Diakui Imanuel Sutarto, Presiden Direktur salah satu produsen CPO PT Eterindo Wahana Tama, bahwa torehan ekspor barang dagangannya terus menurun dalam dua tahun terakhir. Dalam catatan Sutarto, pada 2006 jumlah ekspor Eterindo ke pembelinya di Eropa, Amerika Serikat dan Australia mencapai 40.000 ton.
"Tren ekspor menurun dalam dua tahun berikutnya, di 2007 cuma 5.000 ton sementara untuk 2008 diperkirakan cuma 2.000 ton," kata Sutarto.
Namun, diakuinya kondisi krisis keuangan yang terjadi sejak pertengahan Oktober telah mengakibatkan permintaan CPO dari luar negeri menurun. Dan beruntungnya pengusaha CPO ditengah menurunnya kinerja ekspor minyak kelapa sawit, pemerintah memberi peluang buat mereka untuk memasarkan dagangannya ke dalam negeri sebagai amanat mandatory BBN sebesar 2,5% campuran BBM untuk industri dan 5% campuran BBM untuk transportasi mulai 1 Januari 2009.
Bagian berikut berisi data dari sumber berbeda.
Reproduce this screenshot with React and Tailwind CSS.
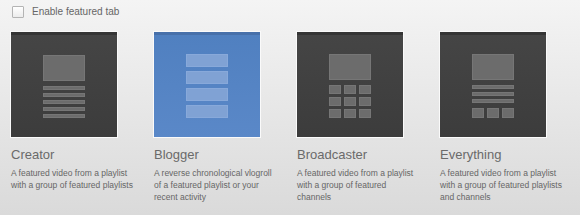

"Kalau pasar dalam negeri di buka, sementara di luar negeri permintaan sedang rendah saya setuju kalau produsen harus prioritaskan memenuhi kebutuhan dalam negeri," kata Sutarto yang juga menjabat Ketua Bidang Produksi dan Pemasaran Asosiasi Produsen Biofuel Indonesia (Aprobi).
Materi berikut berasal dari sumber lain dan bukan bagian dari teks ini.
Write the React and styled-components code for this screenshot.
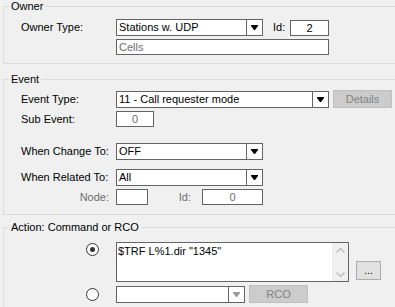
import styled, { createGlobalStyle } from 'styled-components'

const GlobalStyle = createGlobalStyle`
  html, body {
    margin: 0;
    padding: 0;
    background: #f0f0f0;
    overflow: hidden;
  }
  body {
    font-family: "Liberation Sans", Arial, sans-serif;
    font-size: 11px;
    color: #000;
  }
`

const Page = styled.div`
  width: 395px;
  height: 307px;
  overflow: hidden;
  background: #f0f0f0;
`

const Group = styled.fieldset`
  width: 420px;
  margin: ${p => p.$top}px 0 0 3px;
  padding: 0;
  border: 1px solid #dcdcdc;
  box-sizing: border-box;
  min-width: 0;
`

const Legend = styled.legend`
  margin-left: 5px;
  padding: 0 2px;
  line-height: 13px;
  font-size: 11px;
`

const Body = styled.div`
  padding: ${p => p.$pt}px 0 ${p => p.$pb}px 17px;
  display: flex;
  flex-direction: column;
`

const Row = styled.div`
  display: flex;
  align-items: ${p => p.$align || 'center'};
  margin-top: ${p => p.$gap || 0}px;
`

const Label = styled.div`
  width: 95px;
  flex: none;
  line-height: 13px;
  white-space: nowrap;
  color: ${p => (p.$dim ? '#6d6d6d' : '#000')};
  text-align: ${p => (p.$right ? 'right' : 'left')};
  padding-right: ${p => (p.$right ? 7 : 0)}px;
  box-sizing: border-box;
`

const SmallLabel = styled.div`
  width: ${p => p.$w}px;
  flex: none;
  box-sizing: border-box;
  padding-left: ${p => p.$pl || 0}px;
  padding-right: ${p => p.$pr || 0}px;
  text-align: ${p => (p.$right ? 'right' : 'left')};
  color: ${p => (p.$dim ? '#6d6d6d' : '#000')};
  line-height: 13px;
`

const Edit = styled.div`
  width: ${p => p.$w}px;
  height: 16px;
  flex: none;
  box-sizing: border-box;
  border: 1px solid #646464;
  background: #fff;
  margin-left: ${p => p.$ml || 0}px;
  padding: 0 2px;
  line-height: 14px;
  text-align: ${p => (p.$center ? 'center' : 'left')};
  color: ${p => (p.$dim ? '#6d6d6d' : '#000')};
  white-space: nowrap;
  overflow: hidden;
`

const Combo = styled.div`
  width: ${p => p.$w}px;
  height: 17px;
  flex: none;
  box-sizing: border-box;
  border: 1px solid #646464;
  background: #fff;
  display: flex;
`

const ComboText = styled.div`
  flex: 1;
  padding-left: 2px;
  line-height: 15px;
  white-space: nowrap;
  overflow: hidden;
`

const ComboButton = styled.div`
  width: 15px;
  flex: none;
  border-left: 1px solid #646464;
  display: flex;
  align-items: center;
  justify-content: center;
`

const Button = styled.div`
  width: ${p => p.$w}px;
  height: ${p => p.$h || 18}px;
  flex: none;
  box-sizing: border-box;
  margin: ${p => p.$mt || 0}px 0 0 ${p => p.$ml || 0}px;
  border: 1px solid ${p => (p.$disabled ? '#bfbfbf' : '#adadad')};
  background: ${p => (p.$disabled ? '#cccccc' : '#e1e1e1')};
  color: ${p => (p.$disabled ? '#838383' : '#000')};
  display: flex;
  align-items: center;
  justify-content: center;
  line-height: 13px;
`

const RadioCell = styled.div`
  width: 95px;
  flex: none;
  display: flex;
  justify-content: flex-end;
  padding-right: 17px;
  padding-top: ${p => p.$pt || 0}px;
  box-sizing: border-box;
`

const Radio = styled.div`
  width: 13px;
  height: 13px;
  box-sizing: border-box;
  border-radius: 50%;
  border: 1px solid #333;
  background: #fff;
  display: flex;
  align-items: center;
  justify-content: center;
  &::after {
    content: '';
    width: 5px;
    height: 5px;
    border-radius: 50%;
    background: ${p => (p.$checked ? '#333' : 'transparent')};
  }
`

const Memo = styled.div`
  width: 233px;
  height: 40px;
  flex: none;
  box-sizing: border-box;
  border: 1px solid #646464;
  background: #fff;
  display: flex;
`

const MemoText = styled.div`
  flex: 1;
  padding: 2px 1px;
  line-height: 13px;
  white-space: nowrap;
`

const ScrollBar = styled.div`
  width: 16px;
  flex: none;
  background: #f0f0f0;
  display: flex;
  flex-direction: column;
  justify-content: space-between;
  align-items: center;
  padding: 5px 0 4px;
`

const Arrow = ({ dim }) => (
  <svg width="7" height="5" viewBox="0 0 7 5">
    <path d="M0 0H7V1L4 5H3L0 1Z" fill={dim ? '#9a9a9a' : '#000'} />
  </svg>
)

const Chevron = ({ up }) => (
  <svg width="9" height="5" viewBox="0 0 9 5">
    <path
      d={up ? 'M0.5 4.5L4.5 0.5L8.5 4.5' : 'M0.5 0.5L4.5 4.5L8.5 0.5'}
      fill="none"
      stroke="#b8b8b8"
      strokeWidth="1.2"
    />
  </svg>
)

const ComboBox = ({ w, text, dim }) => (
  <Combo $w={w}>
    <ComboText>{text}</ComboText>
    <ComboButton>
      <Arrow dim={dim} />
    </ComboButton>
  </Combo>
)

export default function App() {
  return (
    <Page>
      <GlobalStyle />
      <Group $top={0}>
        <Legend>Owner</Legend>
        <Body $pt={6} $pb={8}>
          <Row>
            <Label>Owner Type:</Label>
            <ComboBox w={147} text="Stations w. UDP" />
            <SmallLabel $w={27} $pl={10}>Id:</SmallLabel>
            <Edit $w={39} $center>2</Edit>
          </Row>
          <Row $gap={3}>
            <Edit $w={213} $ml={95} $dim>Cells</Edit>
          </Row>
        </Body>
      </Group>

      <Group $top={9}>
        <Legend>Event</Legend>
        <Body $pt={4} $pb={9}>
          <Row>
            <Label>Event Type:</Label>
            <ComboBox w={213} text="11 - Call requester mode" />
            <Button $w={59} $ml={4} $disabled>Details</Button>
          </Row>
          <Row $gap={3}>
            <Label>Sub Event:</Label>
            <Edit $w={38} $center $dim>0</Edit>
          </Row>
          <Row $gap={16}>
            <Label>When Change To:</Label>
            <ComboBox w={147} text="OFF" />
          </Row>
          <Row $gap={9}>
            <Label>When Related To:</Label>
            <ComboBox w={147} text="All" />
          </Row>
          <Row $gap={3}>
            <Label $right $dim>Node:</Label>
            <Edit $w={32} />
            <SmallLabel $w={54} $pr={11} $right $dim>Id:</SmallLabel>
            <Edit $w={61} $center $dim>0</Edit>
          </Row>
        </Body>
      </Group>

      <Group $top={6}>
        <Legend>Action: Command or RCO</Legend>
        <Body $pt={8} $pb={20}>
          <Row $align="flex-start">
            <RadioCell $pt={1}>
              <Radio $checked />
            </RadioCell>
            <Memo>
              <MemoText>$TRF L%1.dir "1345"</MemoText>
              <ScrollBar>
                <Chevron up />
                <Chevron />
              </ScrollBar>
            </Memo>
            <Button $w={25} $h={19} $ml={7} $mt={19}>...</Button>
          </Row>
          <Row $gap={3}>
            <RadioCell>
              <Radio />
            </RadioCell>
            <ComboBox w={129} text="" dim />
            <Button $w={59} $ml={4} $disabled>RCO</Button>
          </Row>
        </Body>
      </Group>
    </Page>
  )
}
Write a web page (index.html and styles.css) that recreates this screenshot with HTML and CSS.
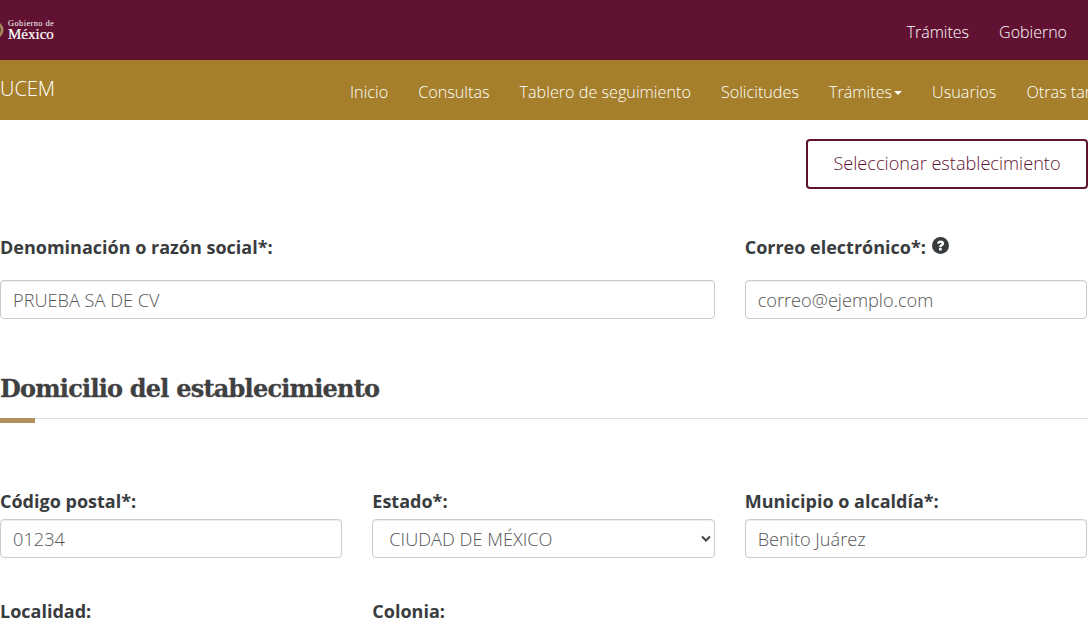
FILE: index.html
```html
<!DOCTYPE html>
<html lang="es">
<head>
<meta charset="utf-8">
<title>UCEM</title>
<link rel="stylesheet" href="styles.css">
</head>
<body>
<header class="topbar">
  <a class="brand" href="#">
    <svg class="emblem" width="5" height="18" viewBox="0 0 5 18" aria-hidden="true"><circle cx="-5" cy="9" r="8.500" fill="#a58a5c"/><circle cx="-5" cy="9" r="6" fill="#6d3a3a"/></svg>
    <span class="brand-text"><span class="brand-small">Gobierno de</span><span class="brand-big">México</span></span>
  </a>
  <nav class="topnav"><a href="#">Trámites</a><a href="#">Gobierno</a></nav>
</header>
<div class="subbar">
  <a class="app-name" href="#">UCEM</a>
  <nav class="subnav">
    <a href="#">Inicio</a><a href="#">Consultas</a><a href="#">Tablero de seguimiento</a><a href="#">Solicitudes</a><a href="#">Trámites<span class="caret"></span></a><a href="#">Usuarios</a><a href="#">Otras tareas</a>
  </nav>
</div>
<main class="content">
  <div class="actions"><button class="btn-outline" type="button">Seleccionar establecimiento</button></div>
  <div class="form-grid row-one">
    <div class="field span-2">
      <label class="label">Denominación o razón social*:</label>
      <input class="control" type="text" value="PRUEBA SA DE CV">
    </div>
    <div class="field">
      <label class="label">Correo electrónico*:
        <svg class="help" width="17" height="17" viewBox="0 0 17 17" aria-hidden="true"><circle cx="8.500" cy="8.500" r="8.500" fill="#393c3e"/><path d="M5 6.400C5.300 4.500 6.700 3.500 8.600 3.500c2 0 3.500 1.100 3.500 2.900 0 1.300-.8 2-1.600 2.500-.7.400-.9.700-.9 1.300H7.200c0-1.300.4-2 1.300-2.600.6-.4 1-.6 1-1.100 0-.5-.4-.8-1-.8-.6 0-1 .4-1.200 1.100z" fill="#fff"/><rect x="7" y="11" width="2.700" height="2.500" rx=".4" fill="#fff"/></svg>
      </label>
      <input class="control" type="text" value="correo@ejemplo.com">
    </div>
  </div>
  <h2 class="section-title">Domicilio del establecimiento</h2>
  <div class="rule"><span class="rule-accent"></span></div>
  <div class="form-grid row-two">
    <div class="field tight">
      <label class="label">Código postal*:</label>
      <input class="control" type="text" value="01234">
    </div>
    <div class="field tight">
      <label class="label">Estado*:</label>
      <div class="select-wrap">
        <select class="control select"><option>CIUDAD DE MÉXICO</option></select>
        <svg class="chevron" width="10" height="7" viewBox="0 0 10 7" aria-hidden="true"><path d="M1 1.500l4 4 4-4" fill="none" stroke="#444" stroke-width="2"/></svg>
      </div>
    </div>
    <div class="field tight">
      <label class="label">Municipio o alcaldía*:</label>
      <input class="control" type="text" value="Benito Juárez">
    </div>
  </div>
  <div class="form-grid row-three">
    <div class="field"><label class="label">Localidad:</label></div>
    <div class="field"><label class="label">Colonia:</label></div>
  </div>
</main>
</body>
</html>
```
FILE: styles.css
```css
* { box-sizing: border-box; }
html, body { margin: 0; padding: 0; height: 633px; overflow: hidden; background: #fff; }
body { font-family: "Open Sans", "Noto Sans", sans-serif; font-size: 16px; color: #393c3e; width: 1088px; }
a { color: inherit; text-decoration: none; }

.topbar { height: 60px; background: #611232; color: #fff; display: flex; align-items: center; justify-content: space-between; padding-right: 21px; }
.brand { display: flex; align-items: center; gap: 3px; }
.emblem { display: block; }
.brand-text { display: flex; flex-direction: column; font-family: "Liberation Serif", serif; line-height: 1; margin-top: -1px; }
.brand-small { font-size: 8.300px; letter-spacing: .45px; line-height: 8px; }
.brand-big { font-size: 15px; line-height: 12px; -webkit-text-stroke: .2px #fff; }
.topnav { display: flex; gap: 30px; font-size: 16px; font-weight: 300; margin-top: 3px; }

.subbar { height: 60px; background: #a57f2c; color: #fff; display: flex; align-items: center; overflow: hidden; }
.app-name { width: 350px; flex: none; font-size: 20px; font-weight: 300; line-height: 24px; margin-top: -2px; }
.subnav { display: flex; flex: none; gap: 30px; white-space: nowrap; font-size: 16.200px; font-weight: 300; margin-top: 3px; }
.caret { display: inline-block; margin-left: 2px; vertical-align: middle; border-top: 4px solid #fff; border-left: 4px solid transparent; border-right: 4px solid transparent; }

.actions { display: flex; justify-content: flex-end; padding-top: 19px; }
.btn-outline { width: 282px; height: 50px; background: #fff; border: 2px solid #611232; border-radius: 4px; color: #611232; font: 300 18.150px "Open Sans", "Noto Sans", sans-serif; padding: 0 0 2px; }

.form-grid { display: grid; grid-template-columns: repeat(3, 342.330px); column-gap: 30px; width: 1087px; }
.row-one { margin-top: 46px; }
.row-two { margin-top: 70px; }
.row-three { margin-top: 41px; }
.span-2 { grid-column: span 2; }
.field { display: flex; flex-direction: column; gap: 21px; }
.field.tight { gap: 6px; }
.label { font-weight: 700; font-size: 18px; line-height: 24px; display: block; white-space: nowrap; }
.help { vertical-align: 0; margin-left: 1px; }

.control { display: block; width: 100%; height: 39px; border: 1px solid #ccc; border-radius: 4px; background: #fff; padding: 0 12px; font: 300 18.200px "Open Sans", "Noto Sans", sans-serif; color: #555; box-shadow: inset 0 1px 1px rgba(0, 0, 0, .075); }
.select-wrap { position: relative; }
.select { appearance: none; padding-left: 16px; }
.chevron { position: absolute; right: 4px; top: 16px; }

.section-title { margin: 52px 0 0; font-family: "DejaVu Serif", serif; font-weight: 700; font-size: 24px; letter-spacing: -.78px; line-height: 36px; color: #3f4042; -webkit-text-stroke: .3px #3f4042; }
.rule { height: 1px; background: #ddd; margin-top: 11px; position: relative; }
.rule-accent { position: absolute; left: 0; top: 0; width: 35px; height: 5px; background: #b38e5d; }
```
Pasar lain yang juga tengah memble adalah China, India, Eropa, dan Pakistan. Sebelumnya, rata-rata ekspor keempat negara tersebut setiap bulannya mencapai satu juta ton, namun sejak Agustus hanya mencapai 500.000 ton saja.
"Penurunan CPO belum akan mampu menggenjot ekspor," kata Derom Bangun, Ketua Harian Gabungan Pengusaha Kelapa Sawit Indonesia (Gapki), kemarin.
Derom beralasan, negara tujuan ekspor masih melemah. "Kalau pun naik masih akan berada di bawah satu juta ton," paparnya. Namun, ia memperkirakan ekspor CPO kepada empat negara tersebut akan sangat tergantung dari seberapa besar pengaruh krisis terhadap negara mereka.
Pelemahan minyak mentah juga membuat banyak kontrak pembelian dibatalkan. Hal inilah yang membuat Gapki meminta kepada pemerintah agar mampu menyerap produksi CPO lewat pengajuan penetapan mandatory bahan bakar nabati (BBN) dari 1 Januari 2009.